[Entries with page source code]
#####

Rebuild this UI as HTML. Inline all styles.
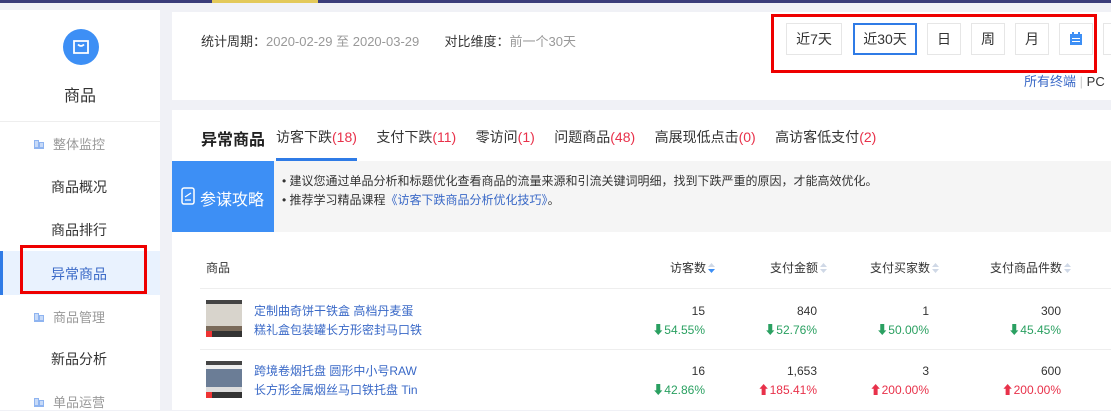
<!DOCTYPE html>
<html><head><meta charset="utf-8"><style>
*{margin:0;padding:0;box-sizing:border-box}
body{width:1111px;height:410px;overflow:hidden;background:#f0f1f6;font-family:"Liberation Sans","Noto Sans CJK SC",sans-serif;font-size:13px;color:#333;position:relative}
.a{position:absolute;white-space:nowrap}
.btn{position:absolute;top:23px;height:32px;border:1px solid #e6e6e6;background:#fff;text-align:center;line-height:30px;font-size:14px;color:#333}
.side{font-size:14px;color:#333}
.grp{font-size:13px;color:#999}
.ic{display:inline-block;margin-right:8px;vertical-align:-1px}
.g{color:#2aa061}.r{color:#e8314a}
.num{position:absolute;text-align:right;font-size:12px}
.blue{color:#3a69c7}
.so{display:inline-block;margin-left:2px;vertical-align:-1px}
</style></head><body>
<div class="a" style="left:0;top:0;width:1111px;height:3px;background:#3b3d7a"></div>
<div class="a" style="left:212px;top:0;width:106px;height:3px;background:#e3c95a"></div>
<!-- sidebar -->
<div class="a" style="left:0;top:10px;width:160px;height:400px;background:#fff"></div>
<div class="a" style="left:63px;top:29px;width:36px;height:36px;border-radius:50%;background:#3d8ff5"></div>
<svg class="a" style="left:71px;top:37px" width="20" height="20" viewBox="0 0 20 20"><path d="M3 4h14v12H3z" fill="none" stroke="#fff" stroke-width="1.8"/><path d="M7 7.5q3 3 6 0" fill="none" stroke="#fff" stroke-width="1.8"/></svg>
<div class="a" style="left:64px;top:82px;font-size:16px;color:#333">商品</div>
<div class="a" style="left:0;top:121px;width:160px;height:1px;background:#eee"></div>
<div class="a grp" style="left:33px;top:134px"><svg class="ic" width="12" height="12" viewBox="0 0 12 12"><path d="M1 2h5v9H1zM6 4h5v7H6z" fill="#8fb4f0"/><path d="M2 4h3M2 6h3M2 8h3M7 6h3M7 8h3" stroke="#fff"/></svg>整体监控</div>
<div class="a side" style="left:51px;top:177px">商品概况</div>
<div class="a side" style="left:51px;top:220px">商品排行</div>
<div class="a" style="left:0;top:251px;width:160px;height:44px;background:#e9f2fe"></div>
<div class="a" style="left:0;top:251px;width:3px;height:44px;background:#2f7be6"></div>
<div class="a side" style="left:51px;top:264px;color:#3a69c7">异常商品</div>
<div class="a" style="left:20px;top:245px;width:127px;height:49px;border:3px solid #e00"></div>
<div class="a grp" style="left:33px;top:307px"><svg class="ic" width="12" height="12" viewBox="0 0 12 12"><path d="M1 2h5v9H1zM6 4h5v7H6z" fill="#8fb4f0"/><path d="M2 4h3M2 6h3M2 8h3M7 6h3M7 8h3" stroke="#fff"/></svg>商品管理</div>
<div class="a side" style="left:51px;top:349px">新品分析</div>
<div class="a grp" style="left:33px;top:392px"><svg class="ic" width="12" height="12" viewBox="0 0 12 12"><path d="M1 2h5v9H1zM6 4h5v7H6z" fill="#8fb4f0"/><path d="M2 4h3M2 6h3M2 8h3M7 6h3M7 8h3" stroke="#fff"/></svg>单品运营</div>
<!-- card1 -->
<div class="a" style="left:172px;top:12px;width:939px;height:88px;background:#fff"></div>
<div class="a" style="left:201px;top:31px;font-size:13px">统计周期：<span style="color:#999">2020-02-29 至 2020-03-29</span>&nbsp;&nbsp;&nbsp;&nbsp;&nbsp;&nbsp;&nbsp;对比维度：<span style="color:#999">前一个30天</span></div>
<div class="btn" style="left:786px;width:56px">近7天</div>
<div class="btn" style="left:853px;width:64px;border:2px solid #2f7be6;line-height:28px">近30天</div>
<div class="btn" style="left:927px;width:34px">日</div>
<div class="btn" style="left:971px;width:34px">周</div>
<div class="btn" style="left:1015px;width:34px">月</div>
<div class="btn" style="left:1059px;width:34px"><svg width="14" height="14" viewBox="0 0 14 14" style="margin-top:8px"><rect x="1" y="2" width="12" height="11" fill="#3d8ff5"/><rect x="3" y="0" width="2" height="3" fill="#3d8ff5"/><rect x="9" y="0" width="2" height="3" fill="#3d8ff5"/><rect x="3" y="6" width="8" height="1" fill="#fff"/><rect x="3" y="9" width="8" height="1" fill="#fff"/></svg></div>
<div class="btn" style="left:1103px;width:34px"></div>
<div class="a" style="left:771px;top:14px;width:326px;height:59px;border:3px solid #e00"></div>
<div class="a" style="left:1024px;top:71px;font-size:13px"><span class="blue">所有终端</span> <span style="color:#ccc">|</span> PC</div>
<!-- card2 -->
<div class="a" style="left:172px;top:110px;width:939px;height:300px;background:#fff"></div>
<div class="a" style="left:201px;top:126px;font-size:16px;font-weight:bold;color:#222">异常商品</div>
<div class="a" style="left:276px;top:127px;font-size:14px">访客下跌<span class="r">(18)</span>&nbsp;&nbsp;&nbsp;&nbsp;&nbsp;支付下跌<span class="r">(11)</span>&nbsp;&nbsp;&nbsp;&nbsp;&nbsp;零访问<span class="r">(1)</span>&nbsp;&nbsp;&nbsp;&nbsp;&nbsp;问题商品<span class="r">(48)</span>&nbsp;&nbsp;&nbsp;&nbsp;&nbsp;高展现低点击<span class="r">(0)</span>&nbsp;&nbsp;&nbsp;&nbsp;&nbsp;高访客低支付<span class="r">(2)</span></div>
<div class="a" style="left:172px;top:161px;width:939px;height:71px;background:#f5f5f5"></div>
<div class="a" style="left:276px;top:158px;width:81px;height:3px;background:#2f7be6"></div>
<div class="a" style="left:172px;top:161px;width:102px;height:71px;background:#3d8ff5"></div>
<svg class="a" style="left:181px;top:187px" width="14" height="18" viewBox="0 0 14 18"><rect x="1" y="1" width="12" height="16" rx="2" fill="none" stroke="#fff" stroke-width="1.5"/><path d="M4 10l6-4M4 13h6" stroke="#fff" stroke-width="1.3"/></svg>
<div class="a" style="left:200px;top:186px;font-size:16px;color:#fff">参谋攻略</div>
<div class="a" style="left:282px;top:172px;font-size:12px;color:#333">• 建议您通过单品分析和标题优化查看商品的流量来源和引流关键词明细，找到下跌严重的原因，才能高效优化。</div>
<div class="a" style="left:282px;top:191px;font-size:12px;color:#333">• 推荐学习精品课程<span class="blue">《访客下跌商品分析优化技巧》</span>。</div>
<!-- table -->
<div class="a" style="left:206px;top:259px;font-size:12px">商品</div>
<div class="num" style="right:396px;top:259px">访客数<svg class="so" width="7" height="10" viewBox="0 0 7 10"><path d="M0 4L3.5 0L7 4z" fill="#cfd8e6"/><path d="M0 6L3.5 10L7 6z" fill="#3d8ff5"/></svg></div>
<div class="num" style="right:284px;top:259px">支付金额<svg class="so" width="7" height="10" viewBox="0 0 7 10"><path d="M0 4L3.5 0L7 4zM0 6L3.5 10L7 6z" fill="#cfd8e6"/></svg></div>
<div class="num" style="right:172px;top:259px">支付买家数<svg class="so" width="7" height="10" viewBox="0 0 7 10"><path d="M0 4L3.5 0L7 4zM0 6L3.5 10L7 6z" fill="#cfd8e6"/></svg></div>
<div class="num" style="right:40px;top:259px">支付商品件数<svg class="so" width="7" height="10" viewBox="0 0 7 10"><path d="M0 4L3.5 0L7 4zM0 6L3.5 10L7 6z" fill="#cfd8e6"/></svg></div>
<div class="a" style="left:200px;top:288px;width:911px;height:1px;background:#eee"></div>
<div class="a" style="left:200px;top:349px;width:911px;height:1px;background:#eee"></div>
<div class="a" style="left:206px;top:300px;width:36px;height:37px;background:linear-gradient(#444 0 4px,#d8d4cc 4px 26px,#7a6a5a 26px 31px,#333 31px);"></div>
<div class="a" style="left:206px;top:331px;width:6px;height:6px;background:#e33"></div>
<div class="a" style="left:206px;top:361px;width:36px;height:37px;background:linear-gradient(#444 0 4px,#eee 4px 8px,#6b7d96 8px 26px,#ddd 26px 31px,#333 31px);"></div>
<div class="a" style="left:206px;top:392px;width:6px;height:6px;background:#e33"></div>
<div class="a blue" style="left:254px;top:302px;font-size:12px;line-height:19px">定制曲奇饼干铁盒 高档丹麦蛋<br>糕礼盒包装罐长方形密封马口铁</div>
<div class="a blue" style="left:254px;top:362px;font-size:12px;line-height:19px">跨境卷烟托盘 圆形中小号RAW<br>长方形金属烟丝马口铁托盘 Tin</div>
<div class="num" style="right:406px;top:302px;line-height:19px">15<br><span class="g">⬇54.55%</span></div>
<div class="num" style="right:294px;top:302px;line-height:19px">840<br><span class="g">⬇52.76%</span></div>
<div class="num" style="right:182px;top:302px;line-height:19px">1<br><span class="g">⬇50.00%</span></div>
<div class="num" style="right:50px;top:302px;line-height:19px">300<br><span class="g">⬇45.45%</span></div>
<div class="num" style="right:406px;top:362px;line-height:19px">16<br><span class="g">⬇42.86%</span></div>
<div class="num" style="right:294px;top:362px;line-height:19px">1,653<br><span class="r">⬆185.41%</span></div>
<div class="num" style="right:182px;top:362px;line-height:19px">3<br><span class="r">⬆200.00%</span></div>
<div class="num" style="right:50px;top:362px;line-height:19px">600<br><span class="r">⬆200.00%</span></div>
</body></html>
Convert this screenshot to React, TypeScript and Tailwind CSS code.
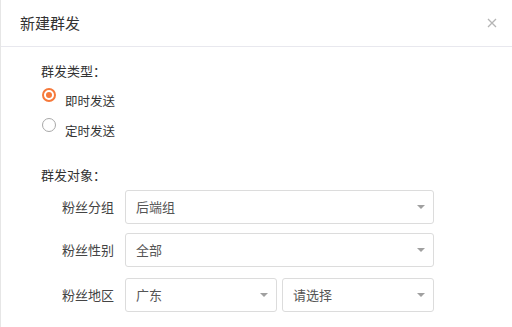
import React from "react";

const font = { fontFamily: '"Noto Sans CJK SC", "Noto Sans", sans-serif' };

function Arrow() {
  return (
    <svg width="8" height="4" viewBox="0 0 8 4" className="shrink-0">
      <path d="M0 0 L8 0 L4 4 Z" fill="#a0a0a0" />
    </svg>
  );
}

function Select({ text, className }: { text: string; className: string }) {
  return (
    <div
      className={`flex h-[34px] shrink-0 items-center justify-between rounded-[3px] border border-[#dcdcdc] pl-[10px] pr-[8px] text-[13px] text-[#555] ${className}`}
    >
      <span>{text}</span>
      <Arrow />
    </div>
  );
}

function Row({ label, children, className }: { label: string; children: React.ReactNode; className?: string }) {
  return (
    <div className={`flex items-center ${className ?? ""}`}>
      <div className="w-[84px] shrink-0 whitespace-nowrap pr-[11px] text-right text-[13px] text-[#444]">{label}</div>
      {children}
    </div>
  );
}

export default function App() {
  return (
    <div className="h-[327px] w-[512px] overflow-hidden border-l border-[#e6e6e6] bg-white" style={font}>
      <div className="flex h-[47px] items-center justify-between border-b border-[#e8e8ee] pl-[19px] pr-[15px]">
        <span className="text-[15px] text-[#333]">新建群发</span>
        <svg width="10" height="10" viewBox="0 0 10 10">
          <path d="M1 1 L9 9 M9 1 L1 9" stroke="#b5b5b5" strokeWidth="1.3" />
        </svg>
      </div>
      <div className="pl-[40px] pt-[15px]">
        <div className="text-[13px] leading-[18px] text-[#333]">群发类型：</div>
        <div className="mt-[8px] flex items-start">
          <div className="ml-[1px] flex h-[14px] w-[14px] items-center justify-center rounded-full border-2 border-[#f6793a]">
            <div className="h-[6px] w-[6px] rounded-full bg-[#f6793a]" />
          </div>
          <span className="ml-[9px] mt-[4px] text-[12.5px] leading-[18px] text-[#333]">即时发送</span>
        </div>
        <div className="mt-[8px] flex items-start">
          <div className="ml-[1px] h-[14px] w-[14px] rounded-full border-[1.5px] border-[#a8a8a8]" />
          <span className="ml-[9px] mt-[4px] text-[12.5px] leading-[18px] text-[#333]">定时发送</span>
        </div>
        <div className="mt-[26px] text-[13px] leading-[18px] text-[#333]">群发对象：</div>
        <div className="mt-[6px] flex flex-col">
          <Row label="粉丝分组">
            <Select text="后端组" className="w-[309px]" />
          </Row>
          <Row label="粉丝性别" className="mt-[9px]">
            <Select text="全部" className="w-[309px]" />
          </Row>
          <Row label="粉丝地区" className="mt-[11px]">
            <div className="flex gap-[5px]">
              <Select text="广东" className="w-[152px]" />
              <Select text="请选择" className="w-[152px]" />
            </div>
          </Row>
        </div>
      </div>
    </div>
  );
}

#####

Task prompt> Leave out every line without the string "React" and copy the rest.

Answer for the task>
Convert this screenshot to React, TypeScript and Tailwind CSS code.
import React from "react";
function Row({ label, children, className }: { label: string; children: React.ReactNode; className?: string }) {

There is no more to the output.